Length of aging - Should something that sat in a warehouse for ten years be worth more than something that only sat for three years?  That depends on the cost of production, of course!  Both costs being equal the answer is yes.  However, if something was made from cheap grain and mass-produced on a column still like a factory, should that ten year old spirit be worth the same as a ten year old, 100% Islay Kilchoman?  I don't think so.  Also, what kind of wood did it mature in?  Ten years in a fourth-fill hogshead isn't the same as ten years in a second-fill sherry butt or first-fill bourbon.  The barrel means everything in determining the value of age.

Rarity/Desirability - Are we dealing with a closed distillery here?  Port Ellen and Brora are expensive because they're no longer in production, plus they're highly sought after.  Ardbeg limited editions are rare because they decide to make less of each particular whisky, therefore they're highly desired, but the scarcity is created by Ardbeg - they chose to make less.  That lowers the value in my opinion, but if people want it badly enough there's no telling how much Ebay can drive that price up.

High Proof vs. Low Proof - This one is straightforward.  The higher the percentage of alcohol in the bottle, the higher the taxes paid on the whisky.  The higher the taxes, the higher the cost to make up for those expenses.

Quality - Ultimately this is the least important factor because it's the least objective (notice I didn't say "it's the most subjective" because quality isn't entirely based on opinion).  After calculating how much it cost to create the whisky, how long it spent in the barrel, the final proof of the spirit, and the amount of it there is to sell, the price of a whisky is finalized.  Quality doesn't come into play until the customer actually buys it.  If a company, distributor, or retailer were ever to raise the price of a whisky significantly because they thought it was better, it would really piss people off.  "Why do you charge more for Lagavulin 16 than BevMo?" Because I think it's better!  Yeah, right. However, quality does play a role when determining, say, which Macallan to buy - the distillery bottle or the independent release.

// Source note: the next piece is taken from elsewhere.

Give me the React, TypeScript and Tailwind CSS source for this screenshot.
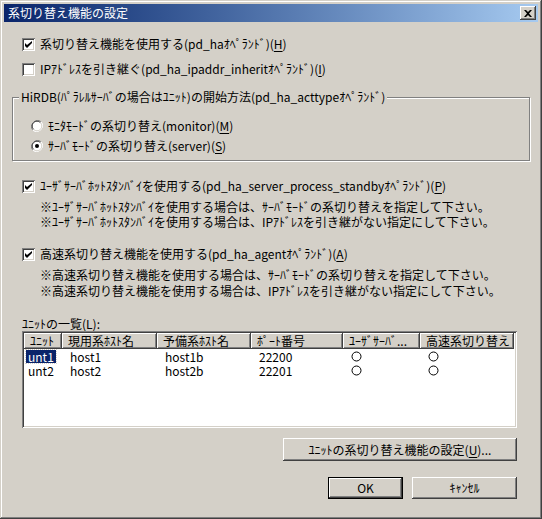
import React from "react";

const font = { fontFamily: '"Noto Sans CJK JP", "Liberation Sans", sans-serif' };

const raised =
  "bg-[#d4d0c8] shadow-[inset_-1px_-1px_0_#404040,inset_1px_1px_0_#fff,inset_-2px_-2px_0_#808080,inset_2px_2px_0_#d4d0c8]";
const sunken =
  "shadow-[inset_1px_1px_0_#808080,inset_-1px_-1px_0_#fff,inset_2px_2px_0_#404040,inset_-2px_-2px_0_#d4d0c8]";

function U({ children }: { children: React.ReactNode }) {
  return <span className="underline underline-offset-2">{children}</span>;
}

function Checkbox({ checked, children }: { checked?: boolean; children: React.ReactNode }) {
  return (
    <div className="flex h-4 items-center gap-[5px]">
      <div className={`relative h-[13px] w-[13px] shrink-0 bg-white ${sunken}`}>
        {checked && (
          <svg className="absolute left-[3px] top-[3px]" width="7" height="7" viewBox="0 0 7 7">
            <path d="M0 2v3l2 2 5-5V-0L2 4Z" fill="#000" />
          </svg>
        )}
      </div>
      <span className="whitespace-nowrap">{children}</span>
    </div>
  );
}

function Radio({ checked, children }: { checked?: boolean; children: React.ReactNode }) {
  return (
    <div className="flex h-4 items-center gap-[5px]">
      <svg width="12" height="12" viewBox="0 0 12 12" className="shrink-0">
        <circle cx="6" cy="6" r="5.5" fill="#fff" />
        <path d="M10.2 1.8A6 6 0 0 0 1.8 10.2" stroke="#808080" fill="none" />
        <path d="M9.4 2.6A4.8 4.8 0 0 0 2.6 9.4" stroke="#404040" fill="none" />
        <path d="M1.8 10.2A6 6 0 0 0 10.2 1.8" stroke="#fff" fill="none" />
        <path d="M2.6 9.4A4.8 4.8 0 0 0 9.4 2.6" stroke="#d4d0c8" fill="none" />
        {checked && <circle cx="6" cy="6" r="2" fill="#000" />}
      </svg>
      <span className="whitespace-nowrap">{children}</span>
    </div>
  );
}

function Ring() {
  return (
    <svg width="11" height="11" viewBox="0 0 11 11">
      <circle cx="5.5" cy="5.5" r="4.5" fill="#fff" stroke="#000" />
    </svg>
  );
}

const cols = [
  { label: "ﾕﾆｯﾄ", w: 38 },
  { label: "現用系ﾎｽﾄ名", w: 95 },
  { label: "予備系ﾎｽﾄ名", w: 94 },
  { label: "ﾎﾟｰﾄ番号", w: 92 },
  { label: "ﾕｰｻﾞｻｰﾊﾞ...", w: 77 },
  { label: "高速系切り替え", w: 94 },
];

const units = [
  { unit: "unt1", host: "host1", spare: "host1b", port: "22200" },
  { unit: "unt2", host: "host2", spare: "host2b", port: "22201" },
];

export default function App() {
  return (
    <div
      style={font}
      className="h-[519px] w-[542px] bg-[#d4d0c8] p-[4px] text-[12px] leading-[14px] text-black shadow-[inset_-1px_-1px_0_#404040,inset_1px_1px_0_#d4d0c8,inset_-2px_-2px_0_#808080,inset_2px_2px_0_#fff]"
    >
      {/* title bar */}
      <div className="flex h-[18px] items-center justify-between bg-gradient-to-r from-[#0a246a] to-[#a6caf0] pl-[4px] pr-[2px]">
        <span className="text-white">系切り替え機能の設定</span>
        <div className={`flex h-[14px] w-[16px] items-center justify-center ${raised}`}>
          <svg width="8" height="7" viewBox="0 0 8 7">
            <path d="M0 0h2l2 2 2-2h2L5 3.5 8 7H6L4 5 2 7H0l3-3.5Z" fill="#000" />
          </svg>
        </div>
      </div>

      <div className="flex flex-col px-[18px] pt-[14px]">
        <Checkbox checked>
          系切り替え機能を使用する(pd_haｵﾍﾟﾗﾝﾄﾞ)(<U>H</U>)
        </Checkbox>
        <div className="mt-[9px]">
          <Checkbox>
            IPｱﾄﾞﾚｽを引き継ぐ(pd_ha_ipaddr_inheritｵﾍﾟﾗﾝﾄﾞ)(<U>I</U>)
          </Checkbox>
        </div>

        {/* group box */}
        <div className="relative -mx-[10px] mt-[20px] h-[64px] border border-[#808080] shadow-[1px_1px_0_#fff,inset_1px_1px_0_#fff]">
          <span className="absolute -top-[8px] left-[6px] bg-[#d4d0c8] px-[2px]">
            HiRDB(ﾊﾟﾗﾚﾙｻｰﾊﾞの場合はﾕﾆｯﾄ)の開始方法(pd_ha_acttypeｵﾍﾟﾗﾝﾄﾞ)
          </span>
          <div className="flex flex-col gap-[4px] pl-[18px] pt-[20px]">
            <Radio>
              ﾓﾆﾀﾓｰﾄﾞの系切り替え(monitor)(<U>M</U>)
            </Radio>
            <Radio checked>
              ｻｰﾊﾞﾓｰﾄﾞの系切り替え(server)(<U>S</U>)
            </Radio>
          </div>
        </div>

        <div className="mt-[17px]">
          <Checkbox checked>
            ﾕｰｻﾞｻｰﾊﾞﾎｯﾄｽﾀﾝﾊﾞｲを使用する(pd_ha_server_process_standbyｵﾍﾟﾗﾝﾄﾞ)(<U>P</U>)
          </Checkbox>
        </div>
        <div className="mt-[6px] flex flex-col gap-[1px] pl-[18px]">
          <span>※ﾕｰｻﾞｻｰﾊﾞﾎｯﾄｽﾀﾝﾊﾞｲを使用する場合は、ｻｰﾊﾞﾓｰﾄﾞの系切り替えを指定して下さい。</span>
          <span>※ﾕｰｻﾞｻｰﾊﾞﾎｯﾄｽﾀﾝﾊﾞｲを使用する場合は、IPｱﾄﾞﾚｽを引き継がない指定にして下さい。</span>
        </div>

        <div className="mt-[17px]">
          <Checkbox checked>
            高速系切り替え機能を使用する(pd_ha_agentｵﾍﾟﾗﾝﾄﾞ)(<U>A</U>)
          </Checkbox>
        </div>
        <div className="mt-[6px] flex flex-col gap-[2px] pl-[18px]">
          <span>※高速系切り替え機能を使用する場合は、ｻｰﾊﾞﾓｰﾄﾞの系切り替えを指定して下さい。</span>
          <span>※高速系切り替え機能を使用する場合は、IPｱﾄﾞﾚｽを引き継がない指定にして下さい。</span>
        </div>

        <div className="mt-[19px]">
          ﾕﾆｯﾄの一覧(<U>L</U>):
        </div>

        {/* list view */}
        <div className={`h-[97px] w-[495px] bg-white p-[2px] ${sunken}`}>
          <div className="flex h-[16px]">
            {cols.map((c) => (
              <div
                key={c.label}
                style={{ width: c.w }}
                className={`flex shrink-0 items-center overflow-hidden whitespace-nowrap px-[6px] ${raised}`}
              >
                {c.label}
              </div>
            ))}
          </div>
          <div className="flex flex-col">
            {units.map((u, i) => (
              <div key={u.unit} className="flex h-[14px] items-center leading-[13px]">
                <div style={{ width: cols[0].w }} className="shrink-0 pl-[2px]">
                  <span
                    className={
                      i === 0
                        ? "inline-block bg-[#0a246a] px-[2px] text-white outline-1 outline-dotted outline-[#d4d0c8]"
                        : "inline-block px-[2px]"
                    }
                  >
                    {u.unit}
                  </span>
                </div>
                <div style={{ width: cols[1].w }} className="shrink-0 pl-[8px]">
                  {u.host}
                </div>
                <div style={{ width: cols[2].w }} className="shrink-0 pl-[8px]">
                  {u.spare}
                </div>
                <div style={{ width: cols[3].w }} className="shrink-0 pl-[8px]">
                  {u.port}
                </div>
                <div style={{ width: cols[4].w }} className="flex shrink-0 pl-[8px]">
                  <Ring />
                </div>
                <div style={{ width: cols[5].w }} className="flex shrink-0 pl-[8px]">
                  <Ring />
                </div>
              </div>
            ))}
          </div>
        </div>

        <div className="mt-[10px] flex justify-end pr-[3px]">
          <div className={`flex h-[23px] w-[234px] items-center justify-center ${raised}`}>
            ﾕﾆｯﾄの系切り替え機能の設定(<U>U</U>)...
          </div>
        </div>

        <div className="mt-[16px] flex justify-end gap-[9px] pr-[3px]">
          <div className="h-[22px] w-[75px] border border-black">
            <div className={`flex h-full w-full items-center justify-center ${raised}`}>OK</div>
          </div>
          <div className={`flex h-[22px] w-[105px] items-center justify-center ${raised}`}>ｷｬﾝｾﾙ</div>
        </div>
      </div>
    </div>
  );
}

Ultimately these are the main components in any formula to determine value in a single malt.  What did I leave out?  Single barrel, for one.  Single barrel whiskies aren't inherently more valuable than vatted whiskies.  They're just more limited, which would fall under the rarity category.  That being said, however, I do think that great-tasting, single-barrel whisky is rare.  Most barrels that we taste are not as impressive as the distillery blends.  Independent bottling vs. distillery bottling is another factor I left out because I think it falls under the quality tab.  Macallan should have the best Macallan whisky, therefore their stocks should be worth more than Signatory's or Gordon & MacPhail's.  However, this isn't always the case and it's not an absolute.

The reason this whole conversation came about is due to the new Glenfiddich Cask of Dreams release and its $99.99 price tag.  There was some sentiment that whisky prices were getting too high and out of touch with the consumer.  I agree that this is an overall trend, but let's break down the case of Glenfiddich. 

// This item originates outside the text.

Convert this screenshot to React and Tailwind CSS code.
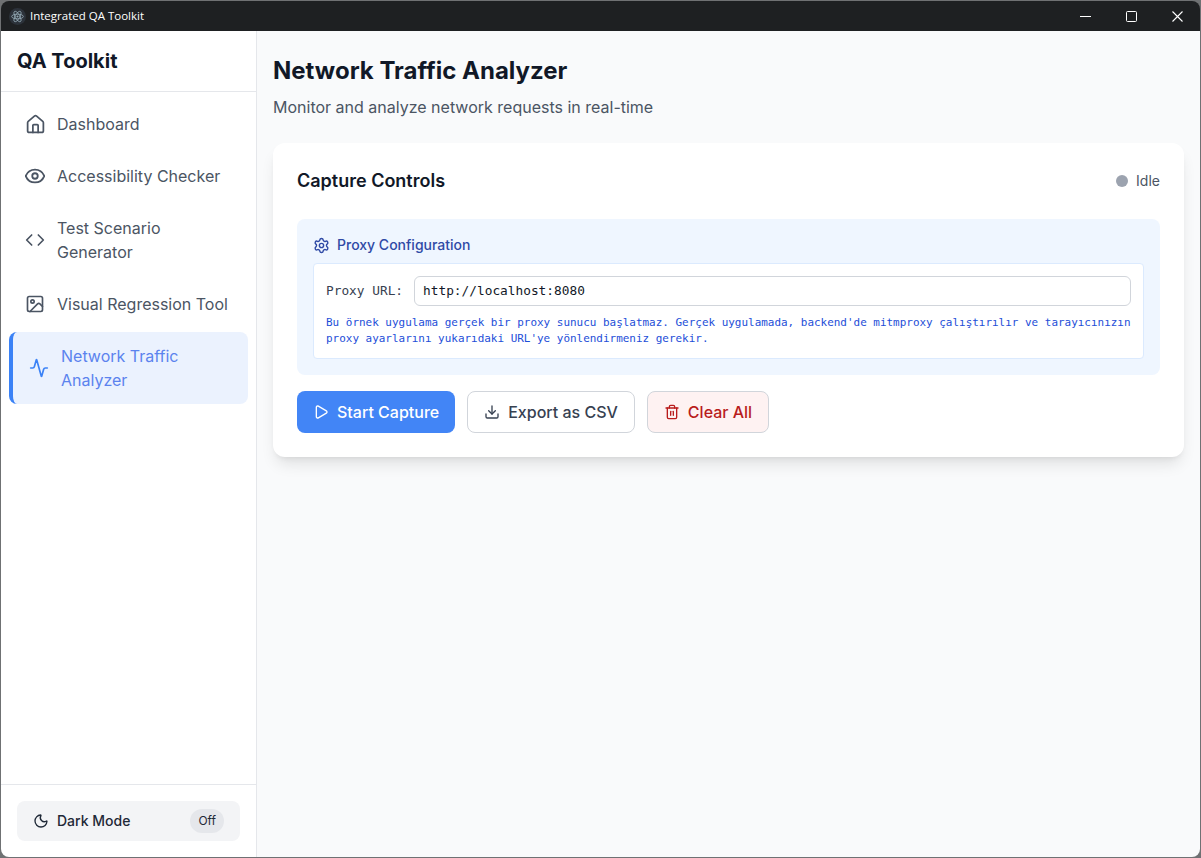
import React from 'react';
import { House, Eye, Code, Image, Activity, Moon, Settings, Play, Download, Trash2 } from 'lucide-react';

const inter = { fontFamily: 'Inter, sans-serif' };

const navItems = [
  { label: 'Dashboard', icon: House, size: 21 },
  { label: 'Accessibility Checker', icon: Eye, size: 22 },
  { label: 'Test Scenario Generator', icon: Code, size: 20 },
  { label: 'Visual Regression Tool', icon: Image, size: 20 },
  { label: 'Network Traffic Analyzer', icon: Activity, size: 20, active: true },
];

function TitleBar() {
  return (
    <div className="flex h-[30px] shrink-0 items-center justify-between bg-[#1e2022] text-white">
      <div className="flex items-center gap-[4px] pl-[8px]">
        <svg width="17" height="17" viewBox="0 0 16 16" fill="none">
          <circle cx="8" cy="8" r="8" fill="#2c323a" />
          <g stroke="#93a9b5" strokeWidth="0.8">
            <ellipse cx="8" cy="8" rx="5.5" ry="2.2" />
            <ellipse cx="8" cy="8" rx="5.5" ry="2.2" transform="rotate(60 8 8)" />
            <ellipse cx="8" cy="8" rx="5.5" ry="2.2" transform="rotate(120 8 8)" />
          </g>
          <circle cx="8" cy="8" r="1" fill="#93a9b5" />
        </svg>
        <span className="text-[11.5px] font-['Open_Sans',sans-serif]">Integrated QA Toolkit</span>
      </div>
      <div className="flex items-center">
        <button className="flex h-[30px] w-[46px] items-center justify-center">
          <svg width="11" height="11" viewBox="0 0 11 11" stroke="white" strokeWidth="1"><path d="M0 5.5h11" /></svg>
        </button>
        <button className="flex h-[30px] w-[46px] items-center justify-center">
          <svg width="11" height="11" viewBox="0 0 11 11" fill="none" stroke="white" strokeWidth="1"><rect x="0.5" y="0.5" width="10" height="10" rx="1" /></svg>
        </button>
        <button className="flex h-[30px] w-[46px] items-center justify-center">
          <svg width="11" height="11" viewBox="0 0 11 11" stroke="white" strokeWidth="1.1"><path d="M0.5 0.5l10 10M10.5 0.5l-10 10" /></svg>
        </button>
      </div>
    </div>
  );
}

function Sidebar() {
  return (
    <aside className="flex w-[256px] shrink-0 flex-col border-r border-[#e5e7eb] bg-white">
      <div className="flex h-[61px] items-center border-b border-[#e5e7eb] px-4">
        <h1 className="text-xl font-bold text-[#111827]">QA Toolkit</h1>
      </div>
      <nav className="flex flex-1 flex-col gap-1 p-2">
        {navItems.map(({ label, icon: Icon, size, active }) => (
          <a
            key={label}
            className={
              active
                ? 'flex items-center gap-[11px] rounded-lg border-l-4 border-[#3b82f6] bg-[#ebf2fe] px-[15px] py-3 text-[#5b83ee]'
                : 'flex items-center gap-[11px] rounded-lg px-[15px] py-3 text-[#4b5563]'
            }
          >
            <span className="flex w-[22px] shrink-0 justify-center">
              <Icon size={size} color={active ? '#3b82f6' : '#4b5563'} />
            </span>
            <span className="text-base">{label}</span>
          </a>
        ))}
      </nav>
      <div className="border-t border-[#e5e7eb] p-4">
        <button className="flex h-10 w-full items-center justify-between rounded-lg bg-[#f3f4f6] px-4">
          <span className="flex items-center gap-2 text-sm font-medium text-[#1f2937]">
            <Moon size={16} />
            Dark Mode
          </span>
          <span className="rounded-full bg-[#e5e7eb] px-2 py-1 text-xs text-[#1f2937]">Off</span>
        </button>
      </div>
    </aside>
  );
}

function CaptureControls() {
  return (
    <div className="rounded-xl bg-white p-6 shadow-lg">
      <div className="mb-6 flex items-center justify-between">
        <h3 className="text-lg font-semibold text-[#111827]">Capture Controls</h3>
        <div className="flex items-center gap-2 text-sm text-[#4b5563]">
          <span className="h-3 w-3 rounded-full bg-[#9ca3af]" />
          Idle
        </div>
      </div>
      <div className="mb-4 rounded-lg bg-[#eff6ff] p-4">
        <div className="mb-2 flex items-center gap-[7px] text-sm font-medium text-[#2f4aa6]">
          <Settings size={17} />
          Proxy Configuration
        </div>
        <div className="rounded border border-[#dbeafe] bg-white px-3 pb-[11px] pt-3 font-['DejaVu_Sans_Mono',monospace]">
          <div className="mb-[9px] flex items-center gap-[11px]">
            <label className="text-[12.8px] text-[#374151]">Proxy URL:</label>
            <input
              readOnly
              value="http://localhost:8080"
              className="h-[30px] flex-1 rounded-md border border-[#d1d5db] px-2 pb-[2px] text-[12.8px] text-[#111827]"
            />
          </div>
          <p className="text-[10.96px] leading-4 text-[#1d4ed8]">
            Bu örnek uygulama gerçek bir proxy sunucu başlatmaz. Gerçek uygulamada, backend'de mitmproxy çalıştırılır ve tarayıcınızın proxy ayarlarını yukarıdaki URL'ye yönlendirmeniz gerekir.
          </p>
        </div>
      </div>
      <div className="flex gap-3">
        <button className="flex h-[42px] items-center gap-2 rounded-lg bg-[#4285f6] px-4 font-medium text-white">
          <Play size={16} />
          Start Capture
        </button>
        <button className="flex h-[42px] items-center gap-2 rounded-lg border border-[#d1d5db] bg-white px-4 font-medium text-[#374151]">
          <Download size={16} />
          Export as CSV
        </button>
        <button className="flex h-[42px] items-center gap-2 rounded-lg border border-[#d1d5db] bg-[#fef2f2] px-4 font-medium text-[#b91c1c]">
          <Trash2 size={16} />
          Clear All
        </button>
      </div>
    </div>
  );
}

export default function App() {
  return (
    <div className="h-screen w-screen bg-[#6f7173] p-px" style={inter}>
      <div className="flex h-full flex-col overflow-hidden rounded-lg">
        <TitleBar />
        <div className="flex min-h-0 flex-1">
          <Sidebar />
          <main className="flex-1 bg-[#f9fafb] px-4 py-6">
            <h2 className="mb-2 text-2xl font-bold text-[#111827]">Network Traffic Analyzer</h2>
            <p className="mb-6 text-base text-[#4b5563]">Monitor and analyze network requests in real-time</p>
            <CaptureControls />
          </main>
        </div>
      </div>
    </div>
  );
}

Cost of production - new American oak barrels (not cheap),

Age - 14-16 year old whisky chosen from the distillery

Rarity/desirability - limited availability, high desirability

Proof - higher at 48.8%

Quality - very good, distillery stock

Let's look at some similar whiskies and see if the Glenfiddich price point is too out of whack.  Lagavulin 12 year old - $99.99.  Same specs as the Glenfiddich, but two years younger and maybe a higher desirability rating.  Either way, you're paying $100 for 12 year old whisky.  You could get 12 year old Aberlour for $35 or 12 year old Glendronach for $48, but neither are limited, nor are they high proof.  Our 11 year old Blair Athol cask came in at around $70, while our Glendronach 16 year still sells for $115.  Both are limited and high proof, like the Glenfiddich Cask of Dreams.  At 14 years of age, the CoD would fall right in between those at $100. 

Again, this isn't the best way of looking at whisky.  Ultimately, we could ask any producer if they could have made it for less and the answer could be yes or no.  That's like asking a business what their margins are - exactly how much are you taking us for?  No one's going to let us in on those numbers.  In the end, all we can do is evaluate what we know.  To me, the Glenfiddich Cask of Dreams isn't cheap, but it isn't exorbitantly priced either.  It's line priced with many whiskies of a similar production, age, rarity, proof, and quality.